If a cook of the stature of Anatole has to be sacrificed to ensure that his social reputation does not nosedive, so be it.

If the pocket allowance granted by the better half gets blown away on a racing misadventure, he starts supplementing his income by tutoring a despicable kid like Thos. His idea is that the lapse on his part should not come to the notice of the better half.

If the afternoon cup of tea held in high esteem by the better-half has to be delayed so as to drive a nutrition freak out of the couple’s life and burnish up his own image in the eyes of his lady-love, he does not twiddle his thumbs.

In this series of posts, we try to learn from Bingo Little the art of surviving and doing well in a matrimonial relationship.

A king in Babylon meets a Christian slave

We get introduced to the future Mrs Little in the short story ‘Bingo and the Little Woman’ (The InimitablePGW Inimitable_jeeves Jeeves). She pops up as a waitress at the Senior Liberal, where the youngest member is about eighty-seven. Bertie portrays her as a tallish girl with sort of soft, soulful brown eyes. She has a nice figure and rather decent hands. She raises the standard of the place quite a bit. Predictably, she casts a spell on Bingo.

Jeeves is sounded out.

‘Is Mr Little in trouble, sir?’

‘Well, you might call it that. He’s in love. For about the fifty-third time. I ask you, Jeeves, as man to man, did you ever see such a chap?’

‘Mr Little is certainly warm-hearted, sir.’

‘Warm-hearted! I should think he has to wear asbestos vests.’

Within a span of ten days, Bingo announces that he has been successful in his latest endeavour.

‘Good Lord! That is quick work. You haven’t known her for two weeks.’

‘Not in this life, no,’ said young Bingo. ‘But she has a sort of idea that we must have met in some previous existence. She thinks I must have been a king in Babylon when she was a Christian slave. I can’t say I remember it myself, but there may be something in it.’

Gift of a literary kind softens up Uncle Bittlesham, who agrees not to pit himself against the decrees of Fate and approves of the marriage. Bingo’s allowance continues to flow in every quarter.

The Code of the Woosters

A complication arises in the shape of Bertie himself, who never shies away from helping a pal in distress. Earlier on, he had been introduced to old Bittlesham as an author using a pseudonym – Rosie M. Banks. Mrs Little, upon meeting the old boy, stakes her claim to the name and proves her case. Before she has a chance of accosting Bertie seeking an explanation, Jeeves advises his master to scoot off to Norfolk, honouring a shooting invitation.

By the time Bertie is back, peace prevails. Uncle and the little woman have become great pals, discussing literature and other things.

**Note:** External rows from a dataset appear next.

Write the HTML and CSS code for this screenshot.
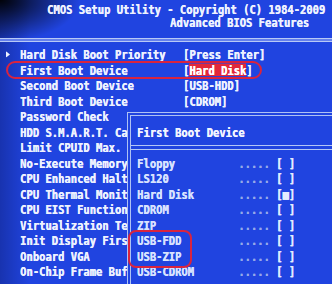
FILE: index.html
```html
<!DOCTYPE html>
<html>
<head>
<meta charset="utf-8">
<title>CMOS Setup Utility</title>
<link rel="stylesheet" href="styles.css">
</head>
<body>
<div class="screen">
  <header class="head">
    <div class="hline l1">CMOS Setup Utility - Copyright (C) 1984-2009</div>
    <div class="hline l2">Advanced BIOS Features</div>
  </header>
  <div class="rule"></div>
  <div class="menu">
    <div class="row"><span class="arrow"><svg width="4" height="5" viewBox="0 0 4 5"><polygon points="0,0 4,2.5 0,5" fill="#eef2ff"/></svg></span><span class="label">Hard Disk Boot Priority</span><span class="val">[Press Enter]</span></div>
    <div class="row"><span class="arrow"></span><span class="label">First Boot Device</span><span class="val">[<span class="hl">Hard Disk</span>]</span></div>
    <div class="row"><span class="arrow"></span><span class="label">Second Boot Device</span><span class="val">[USB-HDD]</span></div>
    <div class="row"><span class="arrow"></span><span class="label">Third Boot Device</span><span class="val">[CDROM]</span></div>
    <div class="row"><span class="arrow"></span><span class="label">Password Check</span></div>
    <div class="row"><span class="arrow"></span><span class="label">HDD S.M.A.R.T. Ca</span></div>
    <div class="row"><span class="arrow"></span><span class="label">Limit CPUID Max.</span></div>
    <div class="row"><span class="arrow"></span><span class="label">No-Execute Memory</span></div>
    <div class="row"><span class="arrow"></span><span class="label">CPU Enhanced Halt</span></div>
    <div class="row"><span class="arrow"></span><span class="label">CPU Thermal Monit</span></div>
    <div class="row"><span class="arrow"></span><span class="label">CPU EIST Function</span></div>
    <div class="row"><span class="arrow"></span><span class="label">Virtualization Te</span></div>
    <div class="row"><span class="arrow"></span><span class="label">Init Display Firs</span></div>
    <div class="row"><span class="arrow"></span><span class="label">Onboard VGA</span></div>
    <div class="row"><span class="arrow"></span><span class="label">On-Chip Frame Buf</span></div>
  </div>

  <div class="popup">
    <div class="prow ptitle">First Boot Device</div>
    <div class="psep"></div>
    <div class="prow"><span class="pname">Floppy</span><span class="pdots">.....</span><span class="pbox">[ ]</span></div>
    <div class="prow"><span class="pname">LS120</span><span class="pdots">.....</span><span class="pbox">[ ]</span></div>
    <div class="prow"><span class="pname">Hard Disk</span><span class="pdots">.....</span><span class="pbox">[■]</span></div>
    <div class="prow"><span class="pname">CDROM</span><span class="pdots">.....</span><span class="pbox">[ ]</span></div>
    <div class="prow"><span class="pname">ZIP</span><span class="pdots">.....</span><span class="pbox">[ ]</span></div>
    <div class="prow"><span class="pname">USB-FDD</span><span class="pdots">.....</span><span class="pbox">[ ]</span></div>
    <div class="prow"><span class="pname">USB-ZIP</span><span class="pdots">.....</span><span class="pbox">[ ]</span></div>
    <div class="prow"><span class="pname">USB-CDROM</span><span class="pdots">.....</span><span class="pbox">[ ]</span></div>
  </div>

  <div class="mark m1"></div>
  <div class="mark m2"></div>
</div>
</body>
</html>
```
FILE: styles.css
```css
* { box-sizing: border-box; margin: 0; padding: 0; }
html, body { width: 332px; height: 284px; overflow: hidden; background: #2044e0; }
body {
  font-family: "DejaVu Sans Mono", "Liberation Mono", monospace;
  font-weight: bold;
  font-size: 10.5px;
  color: #eef2ff;
  text-shadow: 0.35px 0 0 currentColor;
}
.screen {
  position: relative;
  width: 332px;
  height: 284px;
  overflow: hidden;
  background:
    radial-gradient(ellipse 80px 42px at 0 0, rgba(0,0,0,0.95), rgba(0,0,0,0) 100%),
    linear-gradient(90deg, rgba(0,0,30,0.25), rgba(0,0,0,0) 30px),
    #2044e0;
}
.head { padding-top: 3.5px; }
.hline {
  height: 10.5px;
  line-height: 10.5px;
  white-space: nowrap;
  transform: scaleY(1.2);
}
.l1 { padding-left: 47px; }
.l2 { padding-left: 170px; margin-top: 2.5px; }
.rule {
  margin-top: 11px;
  height: 4px;
  border-top: 1px solid #b8c9f6;
  border-bottom: 1px solid #b8c9f6;
  background: #6580ec;
}
.menu { padding-top: 5px; }
.row {
  display: flex;
  height: 15.5px;
  line-height: 15.5px;
  white-space: nowrap;
  transform: scaleY(1.25);
}
.arrow { width: 20px; padding-left: 6px; display: flex; align-items: center; }
.label { width: 163px; overflow: hidden; }
.hl {
  display: inline-block;
  height: 10px;
  line-height: 10px;
  background: #e2283a;
  color: #fff;
}
.popup {
  position: absolute;
  left: 127px;
  top: 112px;
  width: 215px;
  height: 190px;
  background: #2044e0;
  border: 1px solid #aec2f4;
  box-shadow: inset 0 0 0 2px #2044e0, inset 0 0 0 3px #aec2f4;
  padding: 11.5px 0 0 9px;
}
.prow {
  display: flex;
  height: 15.5px;
  line-height: 15.5px;
  white-space: pre;
  transform: scaleY(1.25);
  color: #d8e2ff;
}
.ptitle { color: #f2f5ff; }
.pname { width: 16ch; }
.pdots { width: 6ch; color: #96a9e8; }
.pbox { color: #e4ebff; }
.psep {
  height: 15.5px;
  margin-left: -6px;
  display: flex;
  align-items: center;
}
.psep::before {
  content: "";
  flex: 1;
  height: 3px;
  border-top: 1px solid #b4c6f6;
  border-bottom: 1px solid #b4c6f6;
}
.mark {
  position: absolute;
  border: 2px solid #d9243f;
  border-radius: 9px;
}
.m1 { left: 6px; top: 61px; width: 256px; height: 18px; }
.m2 { left: 128px; top: 230px; width: 64px; height: 38px; border-radius: 8px; }
```
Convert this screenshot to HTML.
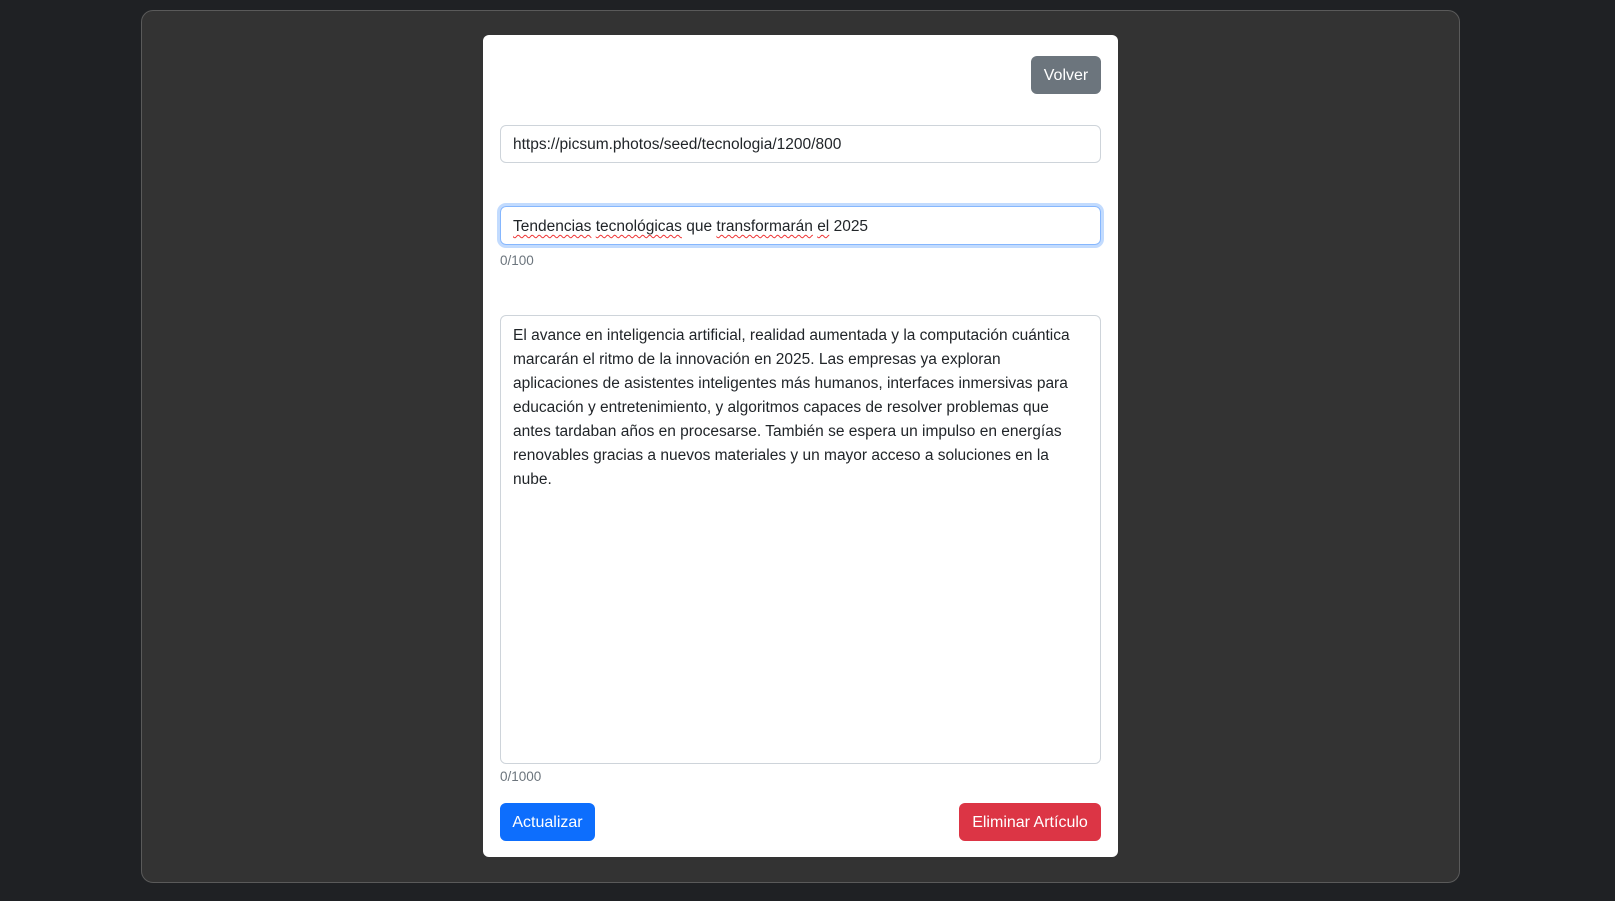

Bingo has no hesitation in telling Bertie that his uncle is convinced that he is a looney.

‘He – what!’

‘Yes. That was Jeeves’ idea, you know. It’s solved the whole problem splendidly. He suggested that I should tell my uncle that I had acted in perfectly good faith in introducing you to him as Rosie M. Banks; that I had repeatedly had it from your own lips that you were, and that I didn’t see any reason why you shouldn’t be. The idea being that you were subject to hallucinations and generally potty. And then we got hold of Sir Roderick Glossop – you remember, the old boy whose kid you pushed into the lake that day down at Ditteredge Hall – and he rallied round with his story of how he had come to lunch with you and found your bedroom full up with cats and fish, and how you had pinched his hat while you were driving past his car in a taxi, and all that, you know. It just rounded the whole thing off nicely. I always say, and I always shall say, that you’ve only got to stand on Jeeves, and fate can’t touch you.’

In ensuring a state of peace and harmony at home, Bingo demonstrates himself to be a man of chilled steel. Quoting their togetherness at school and college, he continues to persuade Bertie to smoothen things out between himself and his uncle. But when the situation warrants his establishing Bertie’s credentials as a looney, he does not hesitate. In managing uncles and in unraveling his own goofy scheme, projecting Bertie as Rosie M. Banks, he proves himself to be a ruthless husband.

The members of the so-called sterner sex who happen to be permanent members of the Self-harassed Husbands’ Association can perhaps learn a lot from Bingo Little’s example.